- Blackwood Creek
- Coordinates: 41°44′S 146°54′E﻿ / ﻿41.733°S 146.900°E
- Country: Australia
- State: Tasmania
- Region: Central
- LGA: Northern Midlands;
- Location: 31 km (19 mi) SW of Longford;
- Established: 1862

Government
- • State electorate: Lyons;
- • Federal division: Lyons;
- Elevation: 300 m (980 ft)

Population
- • Total: 120 (2021 census)
- Postcode: 7301
- Mean max temp: 15 °C (59 °F)
- Mean min temp: 5 °C (41 °F)
- Annual rainfall: 949 mm (37.4 in)
Localities around Blackwood Creek
| Liffey | Bracknell, Liffey | Cressy |
| Central Plateau | Blackwood Creek | Cressy |
| Central Plateau | Central Plateau, Cressy | Cressy |

= Blackwood Creek, Tasmania =

Blackwood Creek is a rural locality in the local government area (LGA) of Northern Midlands in the Central LGA region of Tasmania. The locality is about 31 km south-west of the town of Longford. The 2021 census recorded a population of 120 for the state suburb of Blackwood Creek.
It is a small community at the base of the Great Western Tiers in Tasmania. Nearby towns include Poatina, Liffey, Bracknell, Cressy and Miena.

==History==
Blackwood Creek was gazetted as a locality in 1968.

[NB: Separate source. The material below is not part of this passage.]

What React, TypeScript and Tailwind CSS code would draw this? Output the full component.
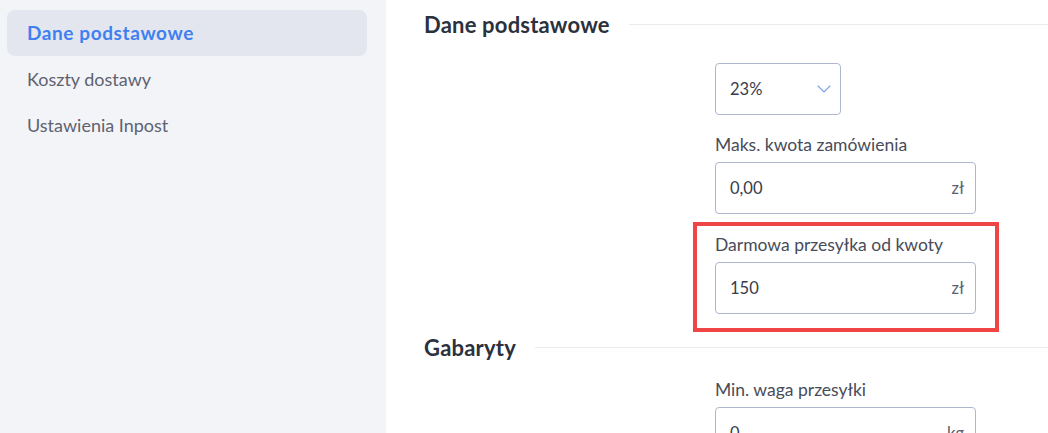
import { ChevronDown } from "lucide-react";

const navItems = [
  { label: "Dane podstawowe", active: true },
  { label: "Koszty dostawy", active: false },
  { label: "Ustawienia Inpost", active: false },
];

function SectionHeading({ title }: { title: string }) {
  return (
    <div className="flex h-[48px] items-center gap-[19px]">
      <h2 className="text-[22px] font-bold tracking-[0.2px] text-[#2b313d]">{title}</h2>
      <div className="h-px flex-1 bg-[#e9ebef]" />
    </div>
  );
}

function MoneyInput({ value, suffix }: { value: string; suffix: string }) {
  return (
    <div className="flex h-[52px] w-[261px] items-center justify-between rounded-[4px] border border-[#aeb7cf] bg-white pl-[14px] pr-[11px] text-[16.5px] text-[#363c4a]">
      <span>{value}</span>
      <span className="text-[#5b6170]">{suffix}</span>
    </div>
  );
}

function Field({ label, value, suffix }: { label: string; value: string; suffix: string }) {
  return (
    <div className="w-[261px]">
      <label className="block h-[22px] whitespace-nowrap text-[17.5px] leading-[22px] text-[#474c5a]">{label}</label>
      <div className="mt-[6px]">
        <MoneyInput value={value} suffix={suffix} />
      </div>
    </div>
  );
}

export default function App() {
  return (
    <div className="flex h-[433px] w-[1048px] overflow-hidden bg-white font-['Lato',sans-serif]">
      <aside className="w-[386px] shrink-0 bg-[#f3f4f8] pl-[7px] pr-[19px] pt-[10px]">
        {navItems.map((item) => (
          <div
            key={item.label}
            className={
              item.active
                ? "flex h-[46px] items-center rounded-[8px] bg-[#e3e6ef] px-[20px] text-[19px] font-bold tracking-[0.6px] text-[#3f7ff0]"
                : "flex h-[46px] items-center px-[20px] text-[18px] text-[#5e6270]"
            }
          >
            {item.label}
          </div>
        ))}
      </aside>

      <main className="flex-1 pl-[38px]">
        <SectionHeading title="Dane podstawowe" />
        <div className="ml-[291px] flex flex-col items-start">
          <div className="mt-[15px] flex h-[52px] w-[126px] items-center justify-between rounded-[4px] border border-[#aeb7cf] pl-[14px] pr-[4px] text-[16.5px] text-[#363c4a]">
            <span>23%</span>
            <ChevronDown size={24} strokeWidth={1.1} className="text-[#7ea4ea]" />
          </div>
          <div className="mt-[19px]">
            <Field label="Maks. kwota zamówienia" value="0,00" suffix="zł" />
          </div>
          <div className="relative mt-[20px]">
            <div className="pointer-events-none absolute -bottom-[18px] -left-[22px] -right-[23px] -top-[12px] border-[4px] border-[#f04545]" />
            <Field label="Darmowa przesyłka od kwoty" value="150" suffix="zł" />
          </div>
        </div>

        <div className="mt-[9px]">
          <SectionHeading title="Gabaryty" />
        </div>
        <div className="ml-[291px] mt-[8px]">
          <Field label="Min. waga przesyłki" value="0" suffix="kg" />
        </div>
      </main>
    </div>
  );
}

Blackwood Creek Post Office opened in 1884 and closed in 1974.

Blackwood Creek Primary School opened in 1880 and closed in 1947. The Baptist Church opened in 1874 and closed in 1991 and a community church was opened in 2000.

==Geography==
Westons Rivulet and Brumbys Creek flow through from west to east.

==Road infrastructure==
Route C514 (Blackwood Creek Road) passes through from east to north.